This Wiki Article is a generic recipe for making Paneer. Paneer, sometimes spelt Panir is a simple traditional South Asian India originated cooking cheese used in many vegetarian dishes. Paneer is a direct acid, semi-soft, non-melting, non-salted fresh cheese.
Direct acid means an acidic solution, lemon juice is added directly to the milk to lower the pH and cause the milk to separate into curds and whey. Semi-soft because the texture is soft as the curds are lightly pressed to expel more whey and make a denser cheese. Non-salted versus many cheeses where salt is used primarily to reduce acidification from the micro-organisms in a starter culture. Fresh as the cheese is not aged (also called ripening), and thus can be eaten imediately.
Paneer is a very easy to make cheese as it i) does not use a starter culture to acidify the milk, and ii) as it is fresh so the learning curve time is minimal versus some cheeses which require months to years to ripen. The consequence of no culture is a very milky tasting cheese. The consequence of being soft and moist is this cheese has a short shelf life, consume within 1 week.
Paneer can be eaten strait but is more commonly used as a cooking cheese as it absorbs the flavours of whatever it is cooked or fried with.
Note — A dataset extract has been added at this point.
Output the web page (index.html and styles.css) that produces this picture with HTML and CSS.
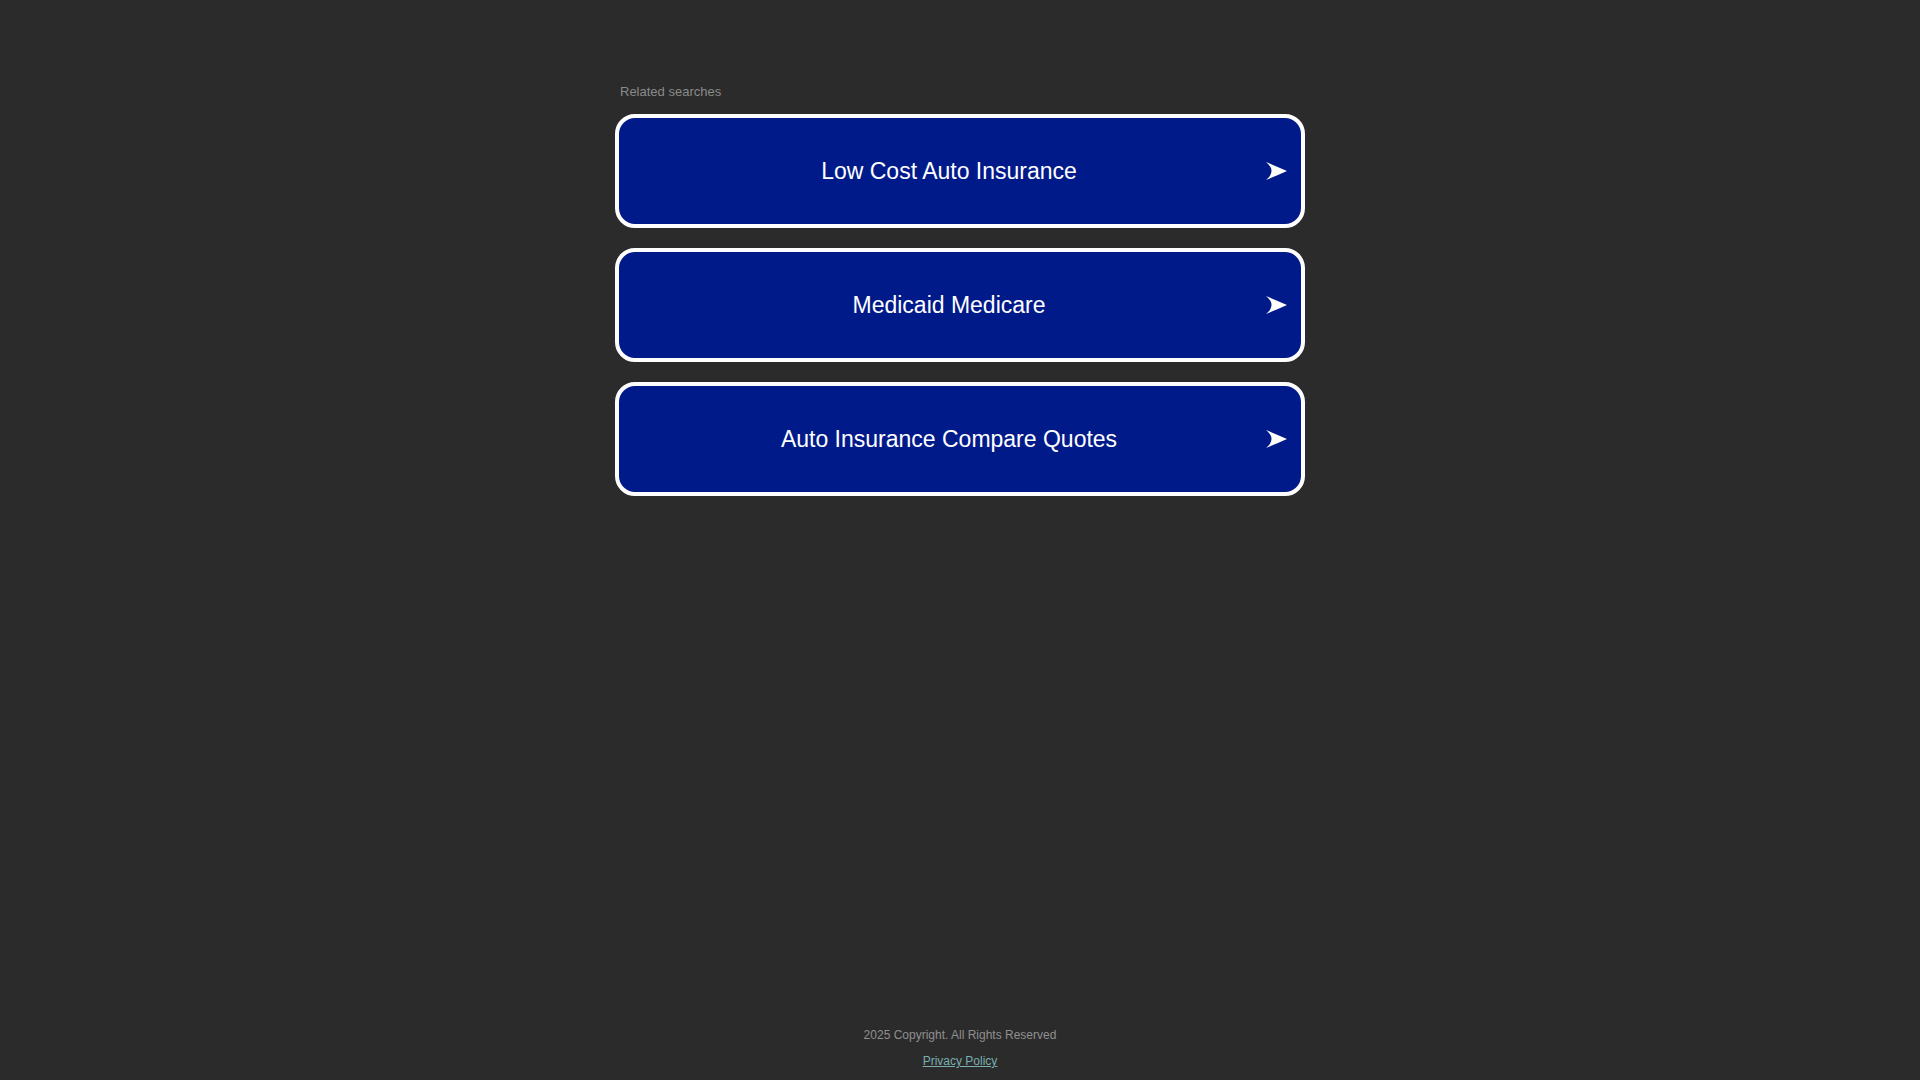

Paneer is very similar to Spanish Queso Blanco (White Cheese) except that Queso Blanco commonly uses vinegar to acidify the milk and is not lightly pressed.
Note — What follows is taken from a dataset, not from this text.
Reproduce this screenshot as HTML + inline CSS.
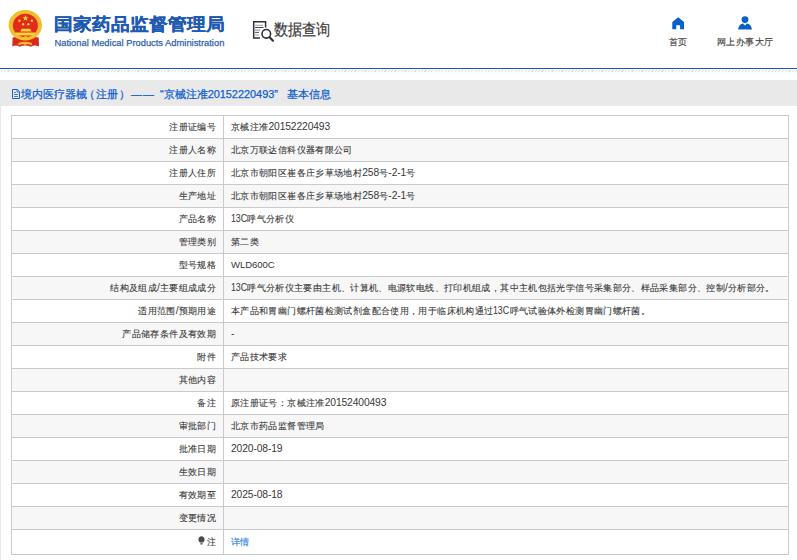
<!DOCTYPE html>
<html><head><meta charset="utf-8">
<style>
*{margin:0;padding:0;box-sizing:border-box}
html,body{width:797px;height:560px;overflow:hidden;background:#fff;font-family:"Liberation Sans",sans-serif;color:#333}
.abs{position:absolute;white-space:nowrap}
#title{left:54px;top:13.9px;font-size:18.7px;font-weight:bold;color:#1f5ab2;line-height:22px;-webkit-text-stroke:0.3px #1f5ab2;transform:scaleY(0.91);transform-origin:0 10.8px}
#en{left:54.5px;top:36.5px;font-size:9.35px;color:#2f62b2;-webkit-text-stroke:0.25px #2f62b2;line-height:12px}
#sj{left:274px;top:19.5px;font-size:14px;color:#3a3a3a;line-height:20px;transform:scaleY(1.12);transform-origin:0 17.2px;-webkit-text-stroke:0.15px #3a3a3a}
.nav{font-size:9.4px;letter-spacing:0.5px;color:#444;-webkit-text-stroke:0.15px #444;line-height:12px;text-align:center;width:80px}
#bline{left:0;top:68px;width:797px;height:1px;background:#0b5ec0}
#hatch{left:0;top:70px;width:797px;height:2px;background:repeating-linear-gradient(135deg,#fff 0,#fff 1.5px,#dcdcdc 1.5px,#dcdcdc 2.36px)}
#crumb{left:0;top:80px;width:797px;height:26px;background:#e9e9e9}
.ct{top:87px;font-size:10.9px;color:#0f5fd0;line-height:14px;-webkit-text-stroke:0.25px #0f5fd0}
#cont{left:0;top:106px;width:797px;height:454px;border-left:1px solid #e8e8e8;background:#fff}
table{table-layout:fixed;position:absolute;left:11px;top:115px;width:778px;border-collapse:collapse;font-size:9.34px;letter-spacing:0.37px;color:#383838;-webkit-text-stroke:0.1px #383838}
td{border:1px solid #ccc9cc;height:23px;padding:0 7px;white-space:nowrap;line-height:12px}
td.l{width:212px;text-align:right}
tr:nth-child(even) td{background:#f7f7f7}
tr.last td{height:25px;padding-bottom:1px}
a{color:#3a8ee6;text-decoration:none;-webkit-text-stroke:0.2px #3a8ee6}
i{font-style:normal;-webkit-text-stroke:0;font-size:10.3px;letter-spacing:-0.13px}
</style></head>
<body>
<svg class="abs" style="left:0;top:0" width="50" height="50" viewBox="0 0 50 50">
  <path d="M12.6 37.5 Q25.3 35 38.7 37.5 L39 46.5 Q34 44.5 31 46.8 Q25.3 44 19.5 46.8 Q16.5 44.5 12.3 46.5 Z" fill="#d9281c"/>
  <ellipse cx="25.3" cy="25.3" rx="16.7" ry="15.2" fill="#f1bf2e"/>
  <ellipse cx="25.4" cy="25.4" rx="12.5" ry="11.7" fill="#e32b1d"/>
  <polygon points="25.5,15.1 26.3,17.2 28.6,17.2 26.8,18.6 27.4,20.8 25.5,19.5 23.6,20.8 24.2,18.6 22.4,17.2 24.7,17.2" fill="#f7d23c"/>
  <circle cx="19.5" cy="20.7" r="1.2" fill="#f7d23c"/>
  <circle cx="23.1" cy="24.3" r="1.2" fill="#f7d23c"/>
  <circle cx="28.3" cy="24.3" r="1.2" fill="#f7d23c"/>
  <circle cx="31.9" cy="20.7" r="1.2" fill="#f7d23c"/>
  <path d="M20.3 31.5 L21.5 28.7 H30.3 L31.5 31.5 Z" fill="#f7d23c"/>
  <rect x="15.8" y="32.5" width="19.3" height="3" fill="#f7d23c"/>
  <ellipse cx="25.8" cy="37.8" rx="2" ry="1.7" fill="#f1bf2e"/>
  <path d="M18.3 43 Q25.1 40.5 31.9 43 L31.9 45.2 Q25.1 43 18.3 45.2 Z" fill="#f1bf2e"/>
  <circle cx="25.1" cy="43.6" r="1.4" fill="#f1bf2e"/>
</svg>
<div id="title" class="abs">国家药品监督管理局</div>
<div id="en" class="abs">National Medical Products Administration</div>
<svg class="abs" style="left:250px;top:18px" width="26" height="26" viewBox="0 0 26 26">
  <path d="M10 19.9 H3.7 V3.8 H15.6 V9.5" fill="none" stroke="#2e3040" stroke-width="1.5"/>
  <path d="M5.1 7.2h7.9M5.1 12.1h5.1M5.1 17h3.8" stroke="#9a9ba2" stroke-width="1.1"/>
  <path d="M5.1 9.5h8.4M5.1 14.4h3.8" stroke="#34364a" stroke-width="0.9"/>
  <circle cx="16.3" cy="15.8" r="4.3" fill="#fff" stroke="#2e3040" stroke-width="1.6"/>
  <path d="M19.6 19.3 L23 22.8" stroke="#2e3040" stroke-width="2.1" stroke-linecap="round"/>
</svg>
<div id="sj" class="abs">数据查询</div>
<svg class="abs" style="left:671.5px;top:16.5px" width="13" height="13" viewBox="0 0 13 13">
  <path d="M6.2 0.3 L12 5 V12.3 H8.1 V8.2 H4.3 V12.3 H0.3 V5 Z" fill="#0560c8"/>
</svg>
<div class="abs nav" style="left:638px;top:36px">首页</div>
<svg class="abs" style="left:738px;top:16px" width="14" height="14" viewBox="0 0 14 14">
  <circle cx="7" cy="3.6" r="3.4" fill="#0560c8"/>
  <path d="M0 13.5 Q1 8 5 7.5 L7 9.5 L9 7.5 Q13 8 14 13.5 Z" fill="#0560c8"/>
</svg>
<div class="abs nav" style="left:705px;top:36px">网上办事大厅</div>
<div id="bline" class="abs"></div>
<div id="hatch" class="abs"></div>
<div id="crumb" class="abs"></div>
<svg class="abs" style="left:12px;top:89px" width="8" height="10" viewBox="0 0 8 10">
  <path d="M0.5 0.5 H5.3 L7.5 2.7 V9.5 H0.5 Z" fill="none" stroke="#1a62d0" stroke-width="1"/>
  <path d="M5 0.5 V3 H7.5" fill="none" stroke="#1a62d0" stroke-width="0.8"/>
  <path d="M2 3.5h1.8M2 5.5h4M2 7.5h4" stroke="#3a6ad0" stroke-width="0.9"/>
</svg>
<div class="abs ct" style="left:21px">境内医疗器械</div>
<div class="abs ct" style="left:83.5px">（</div>
<div class="abs ct" style="left:95.8px">注册</div>
<div class="abs ct" style="left:118.7px">）</div>
<div class="abs ct" style="left:131px;letter-spacing:1px">——</div>
<div class="abs ct" style="left:160px">“京械注准20152220493”</div>
<div class="abs ct" style="left:287px">基本信息</div>
<div id="cont" class="abs"></div>
<table>
<tr><td class="l">注册证编号</td><td>京械注准<i>20152220493</i></td></tr>
<tr><td class="l">注册人名称</td><td>北京万联达信科仪器有限公司</td></tr>
<tr><td class="l">注册人住所</td><td>北京市朝阳区崔各庄乡草场地村<i>258</i>号<i>-2-1</i>号</td></tr>
<tr><td class="l">生产地址</td><td>北京市朝阳区崔各庄乡草场地村<i>258</i>号<i>-2-1</i>号</td></tr>
<tr><td class="l">产品名称</td><td><i style="display:inline-block;transform:scaleX(0.86);transform-origin:0 0;margin-right:-2.3px">13C</i>呼气分析仪</td></tr>
<tr><td class="l">管理类别</td><td>第二类</td></tr>
<tr><td class="l">型号规格</td><td><i style="font-size:9.6px;letter-spacing:-0.1px">WLD600C</i></td></tr>
<tr><td class="l">结构及组成<i>/</i>主要组成成分</td><td><i style="display:inline-block;transform:scaleX(0.86);transform-origin:0 0;margin-right:-2.3px">13C</i>呼气分析仪主要由主机、计算机、电源软电线、打印机组成，其中主机包括光学信号采集部分、样品采集部分、控制<i>/</i>分析部分。</td></tr>
<tr><td class="l">适用范围<i>/</i>预期用途</td><td>本产品和胃幽门螺杆菌检测试剂盒配合使用，用于临床机构通过<i style="display:inline-block;transform:scaleX(0.86);transform-origin:0 0;margin-right:-2.3px">13C</i>呼气试验体外检测胃幽门螺杆菌。</td></tr>
<tr><td class="l">产品储存条件及有效期</td><td><i>-</i></td></tr>
<tr><td class="l">附件</td><td>产品技术要求</td></tr>
<tr><td class="l">其他内容</td><td></td></tr>
<tr><td class="l">备注</td><td>原注册证号：京械注准<i>20152400493</i></td></tr>
<tr><td class="l">审批部门</td><td>北京市药品监督管理局</td></tr>
<tr><td class="l">批准日期</td><td><i>2020-08-19</i></td></tr>
<tr><td class="l">生效日期</td><td></td></tr>
<tr><td class="l">有效期至</td><td><i>2025-08-18</i></td></tr>
<tr><td class="l">变更情况</td><td></td></tr>
<tr class="last"><td class="l"><svg width="7" height="9" viewBox="0 0 7 9" style="vertical-align:-0.5px;margin-right:2px"><path d="M3.5 0.3 C1.6 0.3 0.4 1.7 0.4 3.4 C0.4 4.9 1.4 5.6 1.8 6.6 H5.2 C5.6 5.6 6.6 4.9 6.6 3.4 C6.6 1.7 5.4 0.3 3.5 0.3Z M2.1 7.2 H4.9 L4.4 8.5 H2.6Z" fill="#4a4a4a"/></svg>注</td><td><a>详情</a></td></tr>
</table>
</body></html>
- Vat to hold and in which to cook the milk.
- Stirring tool.
- Cheese Cloth.
- Hygenic (as will get wet) weight to press ball of curds or weight wrapped in plastic bag.
- Draining surface, ie draining area on side of sink or under dish rack.
- Food grade storage container.
Makes ~1.0 kg / ~1.75 pounds of Paneer Cheese:
- 5 litres / 1 US gallon cow’s milk.
- 185 ml / 5 fluid ounces of lemon juice diluted in 1 cup cool water.
- Pour milk into vat.
- Heat milk and stir frequently to ensure even temperature and so that milk doesn’t catch/form skin where heat is applied, ie bottom of vat.
- When gently simmering, turn down heat and dribble in diluted lemon juice 1 tablespoon at a time while gently stirring thoroughly to distribute. Stop adding lemon juice when milk has separated into large fluffy curds and green transparent watery whey.
- Note: All milk’s are different (raw, pasteurized and homogenized, skim, 2%, full fat etc) and lemon juice acidity varies by type and age of lemon, thus above acid amount is minimum recommended. Add more juice while gently simmering until get good separation.
- Note: Adding excess acid makes the Paneer softer.
- Let sit and when curds no longer float (~10 minutes), ladle or pour the curds and whey through a fine weave cheese cloth lining a colander placed in sink allowing whey to be disposed down drain.
- Note: Place colander on top of container if want to retain and use whey.
- When curds are reasonably drained, bring 4 corners of cheesecloth together and lift curds up out of colander, then twist cloth until curds are in ball at end (middle of cloth). Squeeze lightly to remove more whey.
- Note: If whey is milky, then you have not used enough lemon juice.
- Place the ball on flat draining surface at room temp, place heavy weight (roughly equal to the initial weight of milk) on top, and let sit for ~1-2 hours until the Paneer is firm with a springy consistency.
- Note: Excessive weight or time will result in excessive moisture/whey loss and the Paneer will be too hard and not melt in mouth.
- Use cheese immediately or place in food grade covered container in fridge for up to 2 weeks.
- Cut into 1-2 cm/0.5-1 inch cubes or crumble to use.
- Optional: Use vinegar instead of lemon juice, ensure do not add excess otherwise Paneer will smell of vinegar which is generaly unwanted.
- Optional: Common Paneer flavoring is to add a pinch of cumin seeds, pinch of dried diced mint leaves, and a pinch of pepper to milk before heating.